SUPPLIED INFORMATION:

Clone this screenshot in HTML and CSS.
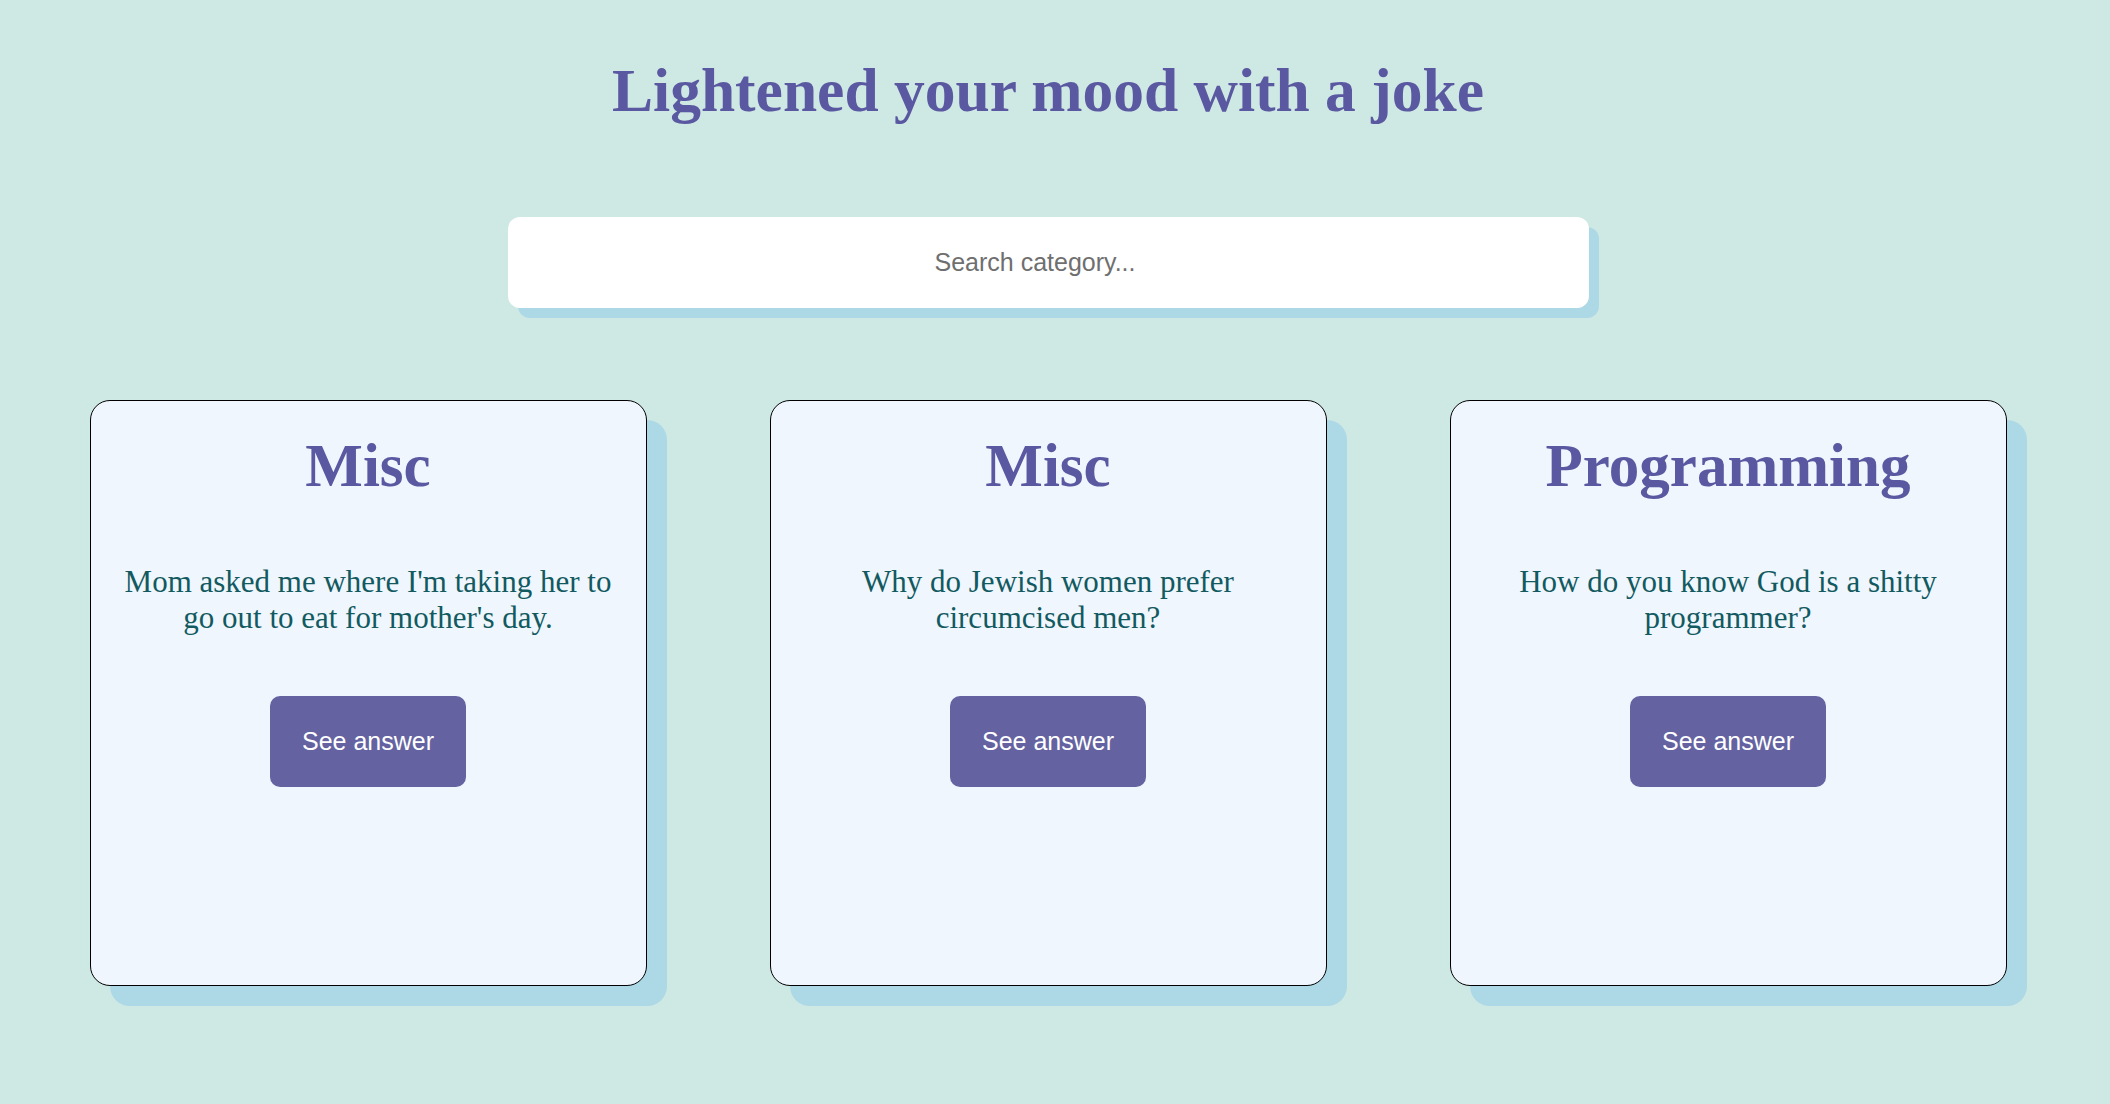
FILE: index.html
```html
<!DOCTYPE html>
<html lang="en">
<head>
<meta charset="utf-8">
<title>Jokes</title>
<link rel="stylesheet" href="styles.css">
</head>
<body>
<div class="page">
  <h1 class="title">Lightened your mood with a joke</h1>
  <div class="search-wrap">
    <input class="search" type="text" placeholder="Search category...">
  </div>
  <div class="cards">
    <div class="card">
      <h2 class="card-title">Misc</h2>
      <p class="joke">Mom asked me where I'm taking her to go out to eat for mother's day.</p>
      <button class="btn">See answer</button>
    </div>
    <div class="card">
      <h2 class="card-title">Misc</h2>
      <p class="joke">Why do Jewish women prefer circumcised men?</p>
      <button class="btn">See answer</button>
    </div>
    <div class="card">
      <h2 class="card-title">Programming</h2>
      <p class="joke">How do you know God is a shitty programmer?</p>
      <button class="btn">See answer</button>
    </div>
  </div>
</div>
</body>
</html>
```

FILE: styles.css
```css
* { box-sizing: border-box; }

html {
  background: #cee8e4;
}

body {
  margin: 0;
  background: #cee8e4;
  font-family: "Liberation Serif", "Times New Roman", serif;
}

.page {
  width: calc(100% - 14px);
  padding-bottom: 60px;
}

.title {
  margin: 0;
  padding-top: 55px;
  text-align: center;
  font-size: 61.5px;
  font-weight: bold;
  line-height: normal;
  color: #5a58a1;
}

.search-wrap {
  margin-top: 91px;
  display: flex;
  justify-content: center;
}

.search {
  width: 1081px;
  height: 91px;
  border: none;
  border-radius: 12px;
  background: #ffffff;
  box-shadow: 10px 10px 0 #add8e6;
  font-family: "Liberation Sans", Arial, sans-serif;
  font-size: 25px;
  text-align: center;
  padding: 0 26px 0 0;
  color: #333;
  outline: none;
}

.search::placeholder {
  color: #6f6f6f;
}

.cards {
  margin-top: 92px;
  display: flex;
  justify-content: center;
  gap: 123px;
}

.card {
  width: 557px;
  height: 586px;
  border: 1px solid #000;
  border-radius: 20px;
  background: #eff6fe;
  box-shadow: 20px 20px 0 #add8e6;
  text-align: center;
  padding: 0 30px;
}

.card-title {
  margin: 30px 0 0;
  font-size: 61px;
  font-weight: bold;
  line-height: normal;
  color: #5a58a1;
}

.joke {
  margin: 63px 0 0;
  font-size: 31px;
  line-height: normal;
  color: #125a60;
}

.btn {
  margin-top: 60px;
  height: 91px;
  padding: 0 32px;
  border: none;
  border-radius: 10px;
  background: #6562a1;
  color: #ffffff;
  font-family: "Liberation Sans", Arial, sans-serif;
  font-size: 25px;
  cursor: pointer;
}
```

DIRECTIONS FOR THIS TASK:
Copy each line exactly, and leave the pictures out of your copy.

FINISHED TASK:
Clone this screenshot in HTML and CSS.
FILE: index.html
```html
<!DOCTYPE html>
<html lang="en">
<head>
<meta charset="utf-8">
<title>Jokes</title>
<link rel="stylesheet" href="styles.css">
</head>
<body>
<div class="page">
  <h1 class="title">Lightened your mood with a joke</h1>
  <div class="search-wrap">
    <input class="search" type="text" placeholder="Search category...">
  </div>
  <div class="cards">
    <div class="card">
      <h2 class="card-title">Misc</h2>
      <p class="joke">Mom asked me where I'm taking her to go out to eat for mother's day.</p>
      <button class="btn">See answer</button>
    </div>
    <div class="card">
      <h2 class="card-title">Misc</h2>
      <p class="joke">Why do Jewish women prefer circumcised men?</p>
      <button class="btn">See answer</button>
    </div>
    <div class="card">
      <h2 class="card-title">Programming</h2>
      <p class="joke">How do you know God is a shitty programmer?</p>
      <button class="btn">See answer</button>
    </div>
  </div>
</div>
</body>
</html>
```

FILE: styles.css
```css
* { box-sizing: border-box; }

html {
  background: #cee8e4;
}

body {
  margin: 0;
  background: #cee8e4;
  font-family: "Liberation Serif", "Times New Roman", serif;
}

.page {
  width: calc(100% - 14px);
  padding-bottom: 60px;
}

.title {
  margin: 0;
  padding-top: 55px;
  text-align: center;
  font-size: 61.5px;
  font-weight: bold;
  line-height: normal;
  color: #5a58a1;
}

.search-wrap {
  margin-top: 91px;
  display: flex;
  justify-content: center;
}

.search {
  width: 1081px;
  height: 91px;
  border: none;
  border-radius: 12px;
  background: #ffffff;
  box-shadow: 10px 10px 0 #add8e6;
  font-family: "Liberation Sans", Arial, sans-serif;
  font-size: 25px;
  text-align: center;
  padding: 0 26px 0 0;
  color: #333;
  outline: none;
}

.search::placeholder {
  color: #6f6f6f;
}

.cards {
  margin-top: 92px;
  display: flex;
  justify-content: center;
  gap: 123px;
}

.card {
  width: 557px;
  height: 586px;
  border: 1px solid #000;
  border-radius: 20px;
  background: #eff6fe;
  box-shadow: 20px 20px 0 #add8e6;
  text-align: center;
  padding: 0 30px;
}

.card-title {
  margin: 30px 0 0;
  font-size: 61px;
  font-weight: bold;
  line-height: normal;
  color: #5a58a1;
}

.joke {
  margin: 63px 0 0;
  font-size: 31px;
  line-height: normal;
  color: #125a60;
}

.btn {
  margin-top: 60px;
  height: 91px;
  padding: 0 32px;
  border: none;
  border-radius: 10px;
  background: #6562a1;
  color: #ffffff;
  font-family: "Liberation Sans", Arial, sans-serif;
  font-size: 25px;
  cursor: pointer;
}
```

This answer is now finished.